Work to do: Within this material, how many lines have the string "screenshot" in them? The answer is a number, with nothing added.

Web page code records:
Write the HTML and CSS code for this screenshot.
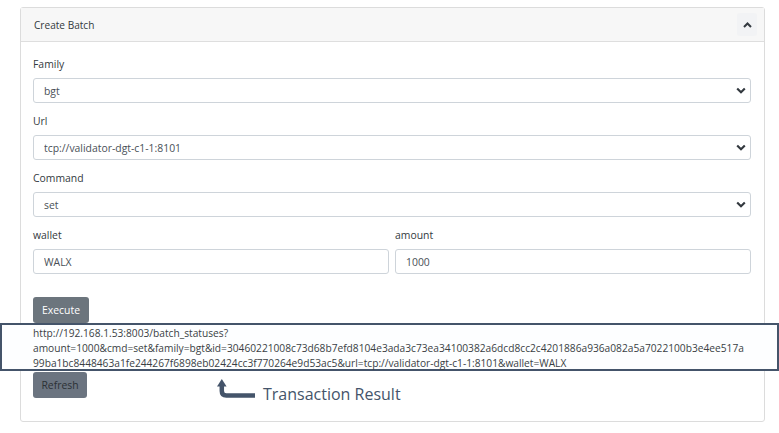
FILE: index.html
```html
<!DOCTYPE html>
<html lang="en">
<head>
<meta charset="utf-8">
<title>Create Batch</title>
<link rel="stylesheet" href="styles.css">
</head>
<body>
<div class="card">
  <div class="card-header">
    <span class="card-title">Create Batch</span>
    <button class="collapse-btn" type="button" aria-label="Collapse">
      <svg width="9" height="6" viewBox="0 0 9 6"><path d="M1 5 L4.5 1.5 L8 5" fill="none" stroke="#343a40" stroke-width="2"/></svg>
    </button>
  </div>
  <div class="card-body">
    <div class="form-group">
      <label class="label">Family</label>
      <select class="select"><option>bgt</option></select>
    </div>
    <div class="form-group">
      <label class="label">Url</label>
      <select class="select"><option>tcp://validator-dgt-c1-1:8101</option></select>
    </div>
    <div class="form-group">
      <label class="label">Command</label>
      <select class="select"><option>set</option></select>
    </div>
    <div class="form-row">
      <div class="form-group">
        <label class="label">wallet</label>
        <input class="input" type="text" value="WALX">
      </div>
      <div class="form-group">
        <label class="label">amount</label>
        <input class="input" type="text" value="1000">
      </div>
    </div>
    <button class="btn btn-execute" type="button">Execute</button>
    <div class="result">
      <span class="result-line">http://192.168.1.53:8003/batch_statuses?</span>
      <span class="result-line">amount=1000&amp;cmd=set&amp;family=bgt&amp;id=30460221008c73d68b7efd8104e3ada3c73ea34100382a6dcd8cc2c4201886a936a082a5a7022100b3e4ee517a</span>
      <span class="result-line">99ba1bc8448463a1fe244267f6898eb02424cc3f770264e9d53ac5&amp;url=tcp://validator-dgt-c1-1:8101&amp;wallet=WALX</span>
    </div>
    <div class="refresh-row">
      <button class="btn btn-refresh" type="button">Refresh</button>
      <div class="annotation">
        <svg class="arrow" width="40" height="20" viewBox="0 0 40 20">
          <path d="M4.8 6 V12 Q4.8 16.5 9.3 16.5 H38" fill="none" stroke="#44546a" stroke-width="4.5"/>
          <polygon points="0,7.5 4.8,0 9.6,7.5" fill="#44546a"/>
        </svg>
        <span class="annotation-text">Transaction Result</span>
      </div>
    </div>
  </div>
</div>
</body>
</html>
```
FILE: styles.css
```css
* { box-sizing: border-box; }

html, body {
  margin: 0;
  padding: 0;
  background: #ffffff;
}

body {
  font-family: "Open Sans", "Noto Sans", sans-serif;
  font-size: 10.4px;
  color: #333a40;
}

.card {
  margin: 7px 0 0 20px;
  width: 745px;
  border: 1px solid #dcdcdc;
  border-radius: 3px;
  background: #fff;
}

.card-header {
  height: 34px;
  display: flex;
  align-items: center;
  justify-content: space-between;
  padding: 0 7px 0 13px;
  background: #f7f7f7;
  border-bottom: 1px solid #dedede;
}

.card-title {
  color: #333a40;
  font-size: 10.1px;
}

.collapse-btn {
  width: 20px;
  height: 23px;
  padding: 0;
  border: none;
  border-radius: 3px;
  background: #f2f3f5;
  display: flex;
  align-items: center;
  justify-content: center;
}

.card-body {
  padding: 14px 13px 16px 12px;
}

.form-group {
  display: flex;
  flex-direction: column;
  margin-bottom: 10px;
}

.label {
  line-height: 16px;
  height: 16px;
  margin-bottom: 6px;
  color: #333a40;
}

.select, .input {
  height: 25px;
  width: 100%;
  border: 1px solid #ced4da;
  border-radius: 3px;
  background-color: #fff;
  color: #495057;
  font-family: "Open Sans", "Noto Sans", sans-serif;
  font-size: 10.4px;
  padding: 0 10px;
  margin: 0;
  outline: none;
}

.select {
  -webkit-appearance: none;
  appearance: none;
  background-image: url("data:image/svg+xml;utf8,<svg xmlns='http://www.w3.org/2000/svg' width='10' height='7' viewBox='0 0 10 7'><path d='M1.2 1.5 L5 5.2 L8.8 1.5' fill='none' stroke='%23343a40' stroke-width='2.2'/></svg>");
  background-repeat: no-repeat;
  background-position: right 4px center;
  background-size: 10px 7px;
}

.form-row {
  display: grid;
  grid-template-columns: 1fr 1fr;
  gap: 6px;
}

.btn {
  height: 26px;
  border: none;
  border-radius: 3px;
  background: #6c757d;
  font-family: "Open Sans", "Noto Sans", sans-serif;
  font-size: 10.4px;
  padding: 0;
  display: block;
}

.btn-execute {
  width: 56px;
  margin-top: 13px;
  color: #ffffff;
}

.btn-refresh {
  width: 54px;
  background: #6b7480;
  color: #2c3136;
}

.result {
  position: relative;
  z-index: 1;
  padding: 3px 0 0;
  line-height: 15px;
  font-size: 10.2px;
  color: #3a3f44;
}

.result::before {
  content: "";
  position: absolute;
  z-index: -1;
  left: -33px;
  right: -28px;
  top: 0;
  bottom: 0;
  border: 2px solid #44546a;
  background: #fdfeff;
}

.result-line {
  display: block;
  white-space: nowrap;
}

.refresh-row {
  display: flex;
  align-items: flex-start;
  margin-top: 1px;
}

.annotation {
  display: flex;
  align-items: flex-start;
  margin-left: 130px;
}

.arrow {
  display: block;
  margin-top: 7px;
}

.annotation-text {
  margin-left: 6px;
  margin-top: 11px;
  font-size: 16px;
  line-height: 22px;
  color: #44546a;
}
```
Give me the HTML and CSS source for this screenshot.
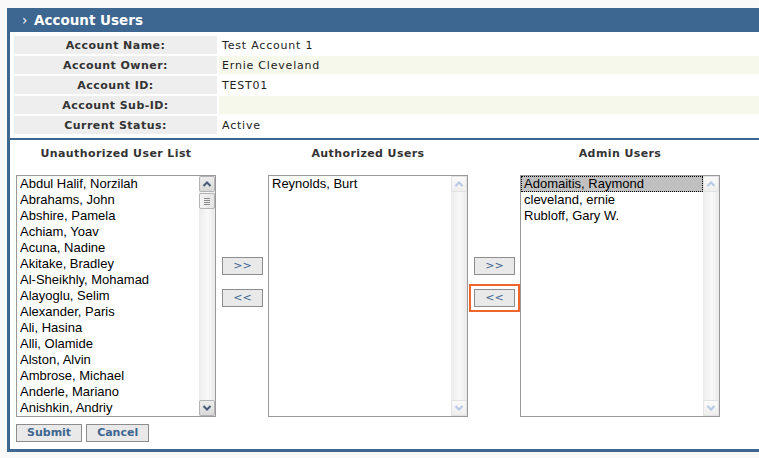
FILE: index.html
```html
<!DOCTYPE html>
<html>
<head>
<meta charset="utf-8">
<link rel="stylesheet" href="styles.css">
</head>
<body>
<div class="panel">
  <div class="panel-head"><span class="chev">›</span>Account Users</div>
  <div class="info">
    <div class="lbl">Account Name:</div><div class="val">Test Account 1</div>
    <div class="lbl">Account Owner:</div><div class="val alt">Ernie Cleveland</div>
    <div class="lbl">Account ID:</div><div class="val">TEST01</div>
    <div class="lbl">Account Sub-ID:</div><div class="val alt"></div>
    <div class="lbl">Current Status:</div><div class="val">Active</div>
  </div>
  <div class="users">
    <div class="cols">
      <div class="col-title">Unauthorized User List</div>
      <div></div>
      <div class="col-title">Authorized Users</div>
      <div></div>
      <div class="col-title">Admin Users</div>

      <div class="listbox">
        <div class="items">
          <div class="item">Abdul Halif, Norzilah</div>
          <div class="item">Abrahams, John</div>
          <div class="item">Abshire, Pamela</div>
          <div class="item">Achiam, Yoav</div>
          <div class="item">Acuna, Nadine</div>
          <div class="item">Akitake, Bradley</div>
          <div class="item">Al-Sheikhly, Mohamad</div>
          <div class="item">Alayoglu, Selim</div>
          <div class="item">Alexander, Paris</div>
          <div class="item">Ali, Hasina</div>
          <div class="item">Alli, Olamide</div>
          <div class="item">Alston, Alvin</div>
          <div class="item">Ambrose, Michael</div>
          <div class="item">Anderle, Mariano</div>
          <div class="item">Anishkin, Andriy</div>
        </div>
        <div class="sbar">
          <div class="sbtn"><svg width="14" height="14" viewBox="0 0 14 14"><path d="M3.5 9 L7 5.5 L10.5 9" fill="none" stroke="#4a5a78" stroke-width="2"/></svg></div>
          <div class="thumb"><span></span><span></span><span></span><span></span></div>
          <div class="track"></div>
          <div class="sbtn"><svg width="14" height="14" viewBox="0 0 14 14"><path d="M3.5 5 L7 8.5 L10.5 5" fill="none" stroke="#4a5a78" stroke-width="2"/></svg></div>
        </div>
      </div>

      <div class="movers">
        <button class="mv">&gt;&gt;</button>
        <button class="mv">&lt;&lt;</button>
      </div>

      <div class="listbox">
        <div class="items">
          <div class="item">Reynolds, Burt</div>
        </div>
        <div class="sbar">
          <div class="sbtn off"><svg width="14" height="14" viewBox="0 0 14 14"><path d="M3.5 9 L7 5.5 L10.5 9" fill="none" stroke="#b7c8e3" stroke-width="2"/></svg></div>
          <div class="track"></div>
          <div class="sbtn off"><svg width="14" height="14" viewBox="0 0 14 14"><path d="M3.5 5 L7 8.5 L10.5 5" fill="none" stroke="#b7c8e3" stroke-width="2"/></svg></div>
        </div>
      </div>

      <div class="movers">
        <button class="mv">&gt;&gt;</button>
        <button class="mv focus">&lt;&lt;</button>
      </div>

      <div class="listbox">
        <div class="items">
          <div class="item sel">Adomaitis, Raymond</div>
          <div class="item">cleveland, ernie</div>
          <div class="item">Rubloff, Gary W.</div>
        </div>
        <div class="sbar">
          <div class="sbtn off"><svg width="14" height="14" viewBox="0 0 14 14"><path d="M3.5 9 L7 5.5 L10.5 9" fill="none" stroke="#b7c8e3" stroke-width="2"/></svg></div>
          <div class="track"></div>
          <div class="sbtn off"><svg width="14" height="14" viewBox="0 0 14 14"><path d="M3.5 5 L7 8.5 L10.5 5" fill="none" stroke="#b7c8e3" stroke-width="2"/></svg></div>
        </div>
      </div>
    </div>
    <div class="actions">
      <button class="act">Submit</button>
      <button class="act">Cancel</button>
    </div>
  </div>
</div>
</body>
</html>
```

FILE: styles.css
```css
html, body {
  margin: 0;
  padding: 0;
  overflow: hidden;
  background: #f9f9f9;
}
body {
  padding: 8px 0 0 7px;
  font-family: "DejaVu Sans", Verdana, sans-serif;
  font-size: 11px;
  color: #222;
}
.panel {
  width: 780px;
  border-left: 3px solid #3d6690;
  border-bottom: 3px solid #3d6690;
  background: #fff;
}
.panel-head {
  height: 24px;
  background: #3d6690;
  color: #fff;
  font-size: 13.5px;
  font-weight: bold;
  line-height: 24px;
  padding-left: 12px;
  display: flex;
  align-items: center;
}
.chev {
  font-weight: normal;
  width: 12px;
}
.info {
  display: grid;
  grid-template-columns: 203px 1fr;
  grid-auto-rows: 18px;
  gap: 2px;
  padding: 4px 0 4px 4px;
  border-bottom: 2px solid #3d6690;
}
.lbl {
  background: #eeeeee;
  font-weight: bold;
  color: #333;
  text-align: center;
  line-height: 19px;
  letter-spacing: 0.45px;
}
.val {
  line-height: 19px;
  padding-left: 3px;
  color: #222;
  letter-spacing: 0.8px;
}
.val.alt {
  background: #f6f8eb;
}
.users {
  padding: 4px 0 7px 6px;
}
.cols {
  display: grid;
  grid-template-columns: 200px 52px 200px 52px 200px;
  grid-template-rows: 20px auto;
  row-gap: 11px;
}
.col-title {
  font-weight: bold;
  color: #333;
  text-align: center;
  line-height: 20px;
  letter-spacing: 0.4px;
}
.listbox {
  height: 240px;
  border: 1px solid #999;
  display: flex;
  background: #fff;
}
.items {
  flex: 1;
  font-family: "Liberation Sans", Arial, sans-serif;
  font-size: 13px;
  color: #000;
}
.item {
  height: 16px;
  line-height: 16px;
  padding-left: 3px;
  white-space: nowrap;
}
.item.sel {
  background: #c0c0c0;
  outline: 1px dotted #000;
  outline-offset: -1px;
}
.sbar {
  width: 16px;
  display: flex;
  flex-direction: column;
  background: linear-gradient(to right, #ececec, #f9f9f9 55%, #e9e9e9);
}
.track {
  flex: 1;
}
.sbtn {
  width: 14px;
  height: 14px;
  border: 1px solid #b4b4b4;
  border-radius: 2px;
  background: linear-gradient(#eeeeee, #d9d9d9);
  display: flex;
}
.sbtn.off {
  border-color: #e2e2e2;
  background: linear-gradient(#fafafa, #eeeeee);
}
.thumb {
  width: 14px;
  height: 14px;
  margin-top: 1px;
  border: 1px solid #b4b4b4;
  border-radius: 2px;
  background: linear-gradient(to right, #f4f4f4, #e4e4e4);
  display: flex;
  flex-direction: column;
  align-items: center;
  justify-content: center;
  gap: 1px;
}
.thumb span {
  width: 6px;
  height: 1px;
  background: #8a8a8a;
}
.movers {
  display: flex;
  flex-direction: column;
  align-items: center;
  padding-top: 82px;
  gap: 14px;
}
.mv {
  width: 41px;
  height: 18px;
  margin: 0 0 0 1px;
  padding: 0;
  border: 1px solid #8c8c8c;
  background: #e9e9e9;
  color: #3d6690;
  font-family: "DejaVu Sans", Verdana, sans-serif;
  font-size: 11px;
  line-height: 16px;
}
.mv.focus {
  outline: 2px solid #f0662a;
  outline-offset: 3px;
}
.actions {
  display: flex;
  gap: 4px;
  margin-top: 7px;
}
.act {
  height: 18px;
  padding: 0 10px;
  margin: 0;
  border: 1px solid #8c8c8c;
  background: #e9e9e9;
  color: #3d6690;
  font-family: "DejaVu Sans", Verdana, sans-serif;
  font-size: 11px;
  font-weight: bold;
  line-height: 16px;
}
```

Written answer: 2